Old Town hosts a wide range of gypsy-ska-punk type outfits while reggae is ever present, not only as a massive influence on such genres but also in its pure form, with legendary acts such as Stephen Marley, Cutty Ranks and Barrington Levy on the bill.

The sound of the Balkans has had a huge impact on many of the English bands here and, repaying the compliment, there’s a plethora of eastern European bands clearly influenced by the English punk scene.

The Bosnian Dubioza Kolektiv provide a massive, life-affirming burst of energy that infuses Balkan scales and melodies into a sound and ethos that’s pure punk, complete with some wonderfully demented sax riffs.

The Antwerp Gypsy Ska Orkestra are another, an ensemble of musicians — “formerly illegal,” according to their website — from Serbia to Chile, whose rendition of the gypsy punk staple Kalashnikoff is the most blisteringly raucous I’ve ever heard.French gyp-hop duo Soviet Suprem perform a more anthemic electro take on the genre — think the Red Army Choir meets the Prodigy, only with rapping.

But the absolute kings of the Gypsy punk tradition remain Gogol Bordello, who tear up the Old Town on Sunday night with a 90-minute mass in praise of unbridled joy, love and solidarity.

Interspersed with the odes to sex and alcohol is a paean to the plight of the immigrant and a suitable riposte to Cameron’s current plans to blow them out of the Mediterranean: “In corridors full of tear gas/Our destinies change every day/Like deleted scenes from Kafka/Flushed down the bureaucratic drain/But if you give me the invitation/To hear the bells of freedom chime/To hell with your double standards/We coming rougher every time.”

In this setting, high-energy dance combos such as Transglobal Underground or Amadou and Mariam feel like the aural equivalent of putting your feet up with a cup of cocoa.

Yet they provide welcome respite from the hecticity that reigns all around and still have the ability to tingle the spine and bob the head.

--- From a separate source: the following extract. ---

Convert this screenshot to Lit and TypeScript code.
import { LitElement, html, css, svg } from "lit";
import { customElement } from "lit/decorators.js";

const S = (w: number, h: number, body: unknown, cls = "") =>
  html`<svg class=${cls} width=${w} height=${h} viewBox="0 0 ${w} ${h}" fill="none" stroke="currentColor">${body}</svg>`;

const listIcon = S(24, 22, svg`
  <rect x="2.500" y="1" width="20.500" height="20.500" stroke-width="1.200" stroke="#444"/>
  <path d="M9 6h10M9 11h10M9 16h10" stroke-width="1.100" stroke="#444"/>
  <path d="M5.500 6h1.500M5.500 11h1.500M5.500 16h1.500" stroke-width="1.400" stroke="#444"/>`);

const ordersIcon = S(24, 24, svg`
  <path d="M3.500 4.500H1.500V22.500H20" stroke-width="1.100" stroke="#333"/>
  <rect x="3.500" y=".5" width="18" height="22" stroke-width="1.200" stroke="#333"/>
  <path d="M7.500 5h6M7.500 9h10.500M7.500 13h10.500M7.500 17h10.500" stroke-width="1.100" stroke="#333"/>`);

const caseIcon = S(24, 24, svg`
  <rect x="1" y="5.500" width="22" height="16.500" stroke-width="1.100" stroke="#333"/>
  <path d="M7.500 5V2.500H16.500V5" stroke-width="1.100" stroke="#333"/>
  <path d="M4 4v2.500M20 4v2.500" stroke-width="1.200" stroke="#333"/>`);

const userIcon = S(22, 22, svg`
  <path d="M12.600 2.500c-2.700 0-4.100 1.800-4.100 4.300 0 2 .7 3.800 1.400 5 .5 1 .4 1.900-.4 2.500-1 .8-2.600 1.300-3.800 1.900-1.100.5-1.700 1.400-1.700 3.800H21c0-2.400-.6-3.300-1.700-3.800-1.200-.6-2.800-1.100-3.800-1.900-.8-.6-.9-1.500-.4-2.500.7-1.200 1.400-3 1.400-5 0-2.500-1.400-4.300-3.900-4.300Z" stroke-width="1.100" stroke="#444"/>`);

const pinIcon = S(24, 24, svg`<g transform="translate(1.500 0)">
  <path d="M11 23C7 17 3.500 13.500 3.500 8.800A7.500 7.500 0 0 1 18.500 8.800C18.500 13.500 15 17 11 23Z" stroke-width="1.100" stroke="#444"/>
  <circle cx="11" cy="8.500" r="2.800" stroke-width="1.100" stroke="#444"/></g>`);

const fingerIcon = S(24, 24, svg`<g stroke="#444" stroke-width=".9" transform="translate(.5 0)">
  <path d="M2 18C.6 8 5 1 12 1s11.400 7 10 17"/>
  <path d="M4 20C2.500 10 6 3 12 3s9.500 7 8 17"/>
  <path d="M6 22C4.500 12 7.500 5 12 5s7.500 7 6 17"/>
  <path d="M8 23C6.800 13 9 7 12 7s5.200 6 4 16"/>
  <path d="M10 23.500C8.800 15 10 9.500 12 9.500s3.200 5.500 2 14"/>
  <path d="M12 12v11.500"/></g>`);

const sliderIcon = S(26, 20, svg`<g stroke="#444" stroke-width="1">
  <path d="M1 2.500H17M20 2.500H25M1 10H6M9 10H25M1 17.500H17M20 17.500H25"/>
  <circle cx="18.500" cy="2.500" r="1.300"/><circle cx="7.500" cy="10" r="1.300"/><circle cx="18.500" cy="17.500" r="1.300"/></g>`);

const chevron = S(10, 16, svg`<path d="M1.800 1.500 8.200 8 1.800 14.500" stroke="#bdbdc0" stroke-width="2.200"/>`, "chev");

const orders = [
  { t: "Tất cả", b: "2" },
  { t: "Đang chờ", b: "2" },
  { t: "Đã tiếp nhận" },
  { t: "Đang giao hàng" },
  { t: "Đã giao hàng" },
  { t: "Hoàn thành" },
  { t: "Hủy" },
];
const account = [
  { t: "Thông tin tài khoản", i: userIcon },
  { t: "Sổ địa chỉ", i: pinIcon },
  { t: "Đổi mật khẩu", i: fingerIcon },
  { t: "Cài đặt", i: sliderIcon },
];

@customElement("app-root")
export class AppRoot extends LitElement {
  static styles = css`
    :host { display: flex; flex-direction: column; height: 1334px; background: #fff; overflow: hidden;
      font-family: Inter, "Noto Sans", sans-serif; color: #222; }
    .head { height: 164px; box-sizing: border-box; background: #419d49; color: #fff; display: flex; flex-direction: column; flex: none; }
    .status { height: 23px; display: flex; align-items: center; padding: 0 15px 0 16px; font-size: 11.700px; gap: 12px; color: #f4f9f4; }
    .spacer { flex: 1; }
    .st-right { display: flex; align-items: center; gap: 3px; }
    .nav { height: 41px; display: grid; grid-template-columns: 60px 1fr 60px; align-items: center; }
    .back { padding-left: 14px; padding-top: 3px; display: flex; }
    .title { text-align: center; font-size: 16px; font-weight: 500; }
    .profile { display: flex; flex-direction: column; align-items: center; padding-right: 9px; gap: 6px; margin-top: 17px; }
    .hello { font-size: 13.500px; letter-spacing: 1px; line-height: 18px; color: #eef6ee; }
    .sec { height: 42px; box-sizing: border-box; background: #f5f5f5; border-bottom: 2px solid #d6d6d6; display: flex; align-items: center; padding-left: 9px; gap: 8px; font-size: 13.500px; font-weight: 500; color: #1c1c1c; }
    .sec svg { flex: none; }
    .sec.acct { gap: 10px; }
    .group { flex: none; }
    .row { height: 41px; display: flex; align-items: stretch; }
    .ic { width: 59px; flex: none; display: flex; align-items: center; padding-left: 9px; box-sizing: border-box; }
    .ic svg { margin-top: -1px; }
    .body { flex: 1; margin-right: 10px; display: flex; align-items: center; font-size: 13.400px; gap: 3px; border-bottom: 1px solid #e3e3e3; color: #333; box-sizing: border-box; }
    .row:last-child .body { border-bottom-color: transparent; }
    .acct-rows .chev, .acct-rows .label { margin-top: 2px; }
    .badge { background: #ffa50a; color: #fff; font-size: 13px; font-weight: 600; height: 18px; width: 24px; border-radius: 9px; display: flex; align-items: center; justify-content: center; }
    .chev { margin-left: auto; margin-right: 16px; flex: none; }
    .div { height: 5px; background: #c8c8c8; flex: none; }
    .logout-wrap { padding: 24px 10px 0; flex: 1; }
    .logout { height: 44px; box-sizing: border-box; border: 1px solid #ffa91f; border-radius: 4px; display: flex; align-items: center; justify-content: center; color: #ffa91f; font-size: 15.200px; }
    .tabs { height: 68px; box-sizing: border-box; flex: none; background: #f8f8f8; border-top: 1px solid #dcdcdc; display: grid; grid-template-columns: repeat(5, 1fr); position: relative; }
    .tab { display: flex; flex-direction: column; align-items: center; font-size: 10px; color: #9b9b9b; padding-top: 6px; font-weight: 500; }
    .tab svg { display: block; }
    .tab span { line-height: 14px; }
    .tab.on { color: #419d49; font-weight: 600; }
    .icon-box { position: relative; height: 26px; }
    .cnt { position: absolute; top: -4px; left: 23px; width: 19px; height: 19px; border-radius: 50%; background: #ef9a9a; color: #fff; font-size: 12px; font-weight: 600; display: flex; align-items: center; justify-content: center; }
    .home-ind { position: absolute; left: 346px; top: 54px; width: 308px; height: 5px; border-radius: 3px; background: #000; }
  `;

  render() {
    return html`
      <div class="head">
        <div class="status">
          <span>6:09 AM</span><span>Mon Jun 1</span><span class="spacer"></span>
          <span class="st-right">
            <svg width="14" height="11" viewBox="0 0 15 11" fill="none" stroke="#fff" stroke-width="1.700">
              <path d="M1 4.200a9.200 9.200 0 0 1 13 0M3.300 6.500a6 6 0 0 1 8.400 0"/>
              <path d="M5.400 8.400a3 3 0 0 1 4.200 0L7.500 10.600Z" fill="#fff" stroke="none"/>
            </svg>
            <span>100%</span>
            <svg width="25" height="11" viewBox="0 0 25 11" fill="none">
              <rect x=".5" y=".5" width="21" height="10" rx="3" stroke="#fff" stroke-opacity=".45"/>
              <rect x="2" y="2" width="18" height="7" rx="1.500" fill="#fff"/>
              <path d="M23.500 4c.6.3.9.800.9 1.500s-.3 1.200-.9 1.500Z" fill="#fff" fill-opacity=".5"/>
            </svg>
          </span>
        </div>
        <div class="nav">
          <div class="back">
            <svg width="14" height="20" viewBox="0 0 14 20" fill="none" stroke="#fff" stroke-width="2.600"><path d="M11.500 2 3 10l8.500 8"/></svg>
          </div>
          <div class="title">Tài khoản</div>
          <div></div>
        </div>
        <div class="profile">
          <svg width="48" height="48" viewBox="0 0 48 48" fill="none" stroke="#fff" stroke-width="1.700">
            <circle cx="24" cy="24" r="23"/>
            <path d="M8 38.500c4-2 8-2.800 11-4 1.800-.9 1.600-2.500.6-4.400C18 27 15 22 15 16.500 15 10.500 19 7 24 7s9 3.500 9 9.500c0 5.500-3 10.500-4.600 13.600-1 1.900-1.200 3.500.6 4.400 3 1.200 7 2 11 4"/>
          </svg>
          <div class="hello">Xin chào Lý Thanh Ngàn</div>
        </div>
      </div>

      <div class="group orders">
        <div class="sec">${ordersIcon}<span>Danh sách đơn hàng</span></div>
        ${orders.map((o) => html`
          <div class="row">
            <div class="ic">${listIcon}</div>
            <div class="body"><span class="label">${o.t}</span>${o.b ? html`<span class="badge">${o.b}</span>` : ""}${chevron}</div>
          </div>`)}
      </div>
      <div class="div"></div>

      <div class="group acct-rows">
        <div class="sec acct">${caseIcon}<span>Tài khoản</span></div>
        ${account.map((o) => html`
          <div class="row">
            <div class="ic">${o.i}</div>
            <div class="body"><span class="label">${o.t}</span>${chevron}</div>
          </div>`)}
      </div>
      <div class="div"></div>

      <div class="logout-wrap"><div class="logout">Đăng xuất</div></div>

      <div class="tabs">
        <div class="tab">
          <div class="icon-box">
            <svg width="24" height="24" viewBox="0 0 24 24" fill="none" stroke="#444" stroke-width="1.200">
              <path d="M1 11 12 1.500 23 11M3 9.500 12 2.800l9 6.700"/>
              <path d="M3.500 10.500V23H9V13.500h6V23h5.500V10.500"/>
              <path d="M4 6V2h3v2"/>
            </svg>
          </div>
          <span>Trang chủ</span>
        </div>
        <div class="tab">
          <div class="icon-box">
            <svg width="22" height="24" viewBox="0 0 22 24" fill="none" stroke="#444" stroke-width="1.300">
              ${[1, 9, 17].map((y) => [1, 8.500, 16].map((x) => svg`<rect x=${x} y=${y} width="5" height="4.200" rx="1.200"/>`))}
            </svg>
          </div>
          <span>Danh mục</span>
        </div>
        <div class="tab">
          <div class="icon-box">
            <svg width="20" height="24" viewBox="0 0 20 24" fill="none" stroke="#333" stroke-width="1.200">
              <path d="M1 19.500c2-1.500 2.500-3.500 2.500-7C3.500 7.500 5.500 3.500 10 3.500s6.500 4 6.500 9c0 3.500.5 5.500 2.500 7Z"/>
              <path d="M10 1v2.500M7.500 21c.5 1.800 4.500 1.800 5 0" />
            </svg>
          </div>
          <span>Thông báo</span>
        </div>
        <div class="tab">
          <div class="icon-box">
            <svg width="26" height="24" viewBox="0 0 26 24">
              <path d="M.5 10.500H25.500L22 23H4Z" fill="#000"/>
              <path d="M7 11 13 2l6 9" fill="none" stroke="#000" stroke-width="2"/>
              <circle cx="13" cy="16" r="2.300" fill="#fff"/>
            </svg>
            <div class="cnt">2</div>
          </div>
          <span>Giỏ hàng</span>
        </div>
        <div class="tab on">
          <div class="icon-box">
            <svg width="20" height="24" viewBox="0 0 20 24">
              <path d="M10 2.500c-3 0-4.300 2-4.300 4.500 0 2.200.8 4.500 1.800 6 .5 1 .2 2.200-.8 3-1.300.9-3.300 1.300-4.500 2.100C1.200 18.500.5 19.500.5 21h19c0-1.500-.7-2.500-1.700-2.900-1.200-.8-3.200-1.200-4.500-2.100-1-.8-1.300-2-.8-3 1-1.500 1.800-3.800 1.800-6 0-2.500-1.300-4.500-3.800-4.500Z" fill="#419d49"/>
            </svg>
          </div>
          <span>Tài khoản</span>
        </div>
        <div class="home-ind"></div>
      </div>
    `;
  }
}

Electro-swing, this year’s big thing, does exactly what it says on the tin —imagine listening to your funkiest Detroit house record while The Jungle Book is on — and Saturday night headliners Caravan Palace prove themselves masters of the genre.

Their hard shuffling beats, looped clarinet riffs and deliciously vacuous lyrics are undeniably fun and you’re immediately transported back to the 1930s, with an economic crisis raging and the world lurching towards global war, while the affluent middle classes figure “fuck it, let’s party.” Much like now, in fact.

One of the highlights is Mykal Rose from Black Uhuru. Performing on the Sunday morning after all the relentless party-party hedonism of most of the rest of the acts, it’s a relief to hear music with something to say.

The band emerged in the 1980s as part of a culture of resistance to the rising tide of greed and individualism that was the ideological counterpart of Thatcherite economics and classics such as Solidarity, Spongi Reggae and Guess Who’s Coming to Dinner are as powerful as ever.

Mykal’s voice has, if anything, only improved with age, making him easily the most soulful act of the weekend.

“Give thanks and praise for health, strength and vitality” he beseeches the bleary-eyed and hungover crowd. It’s certainly something he has in spades — but I can’t vouch for the rest of us.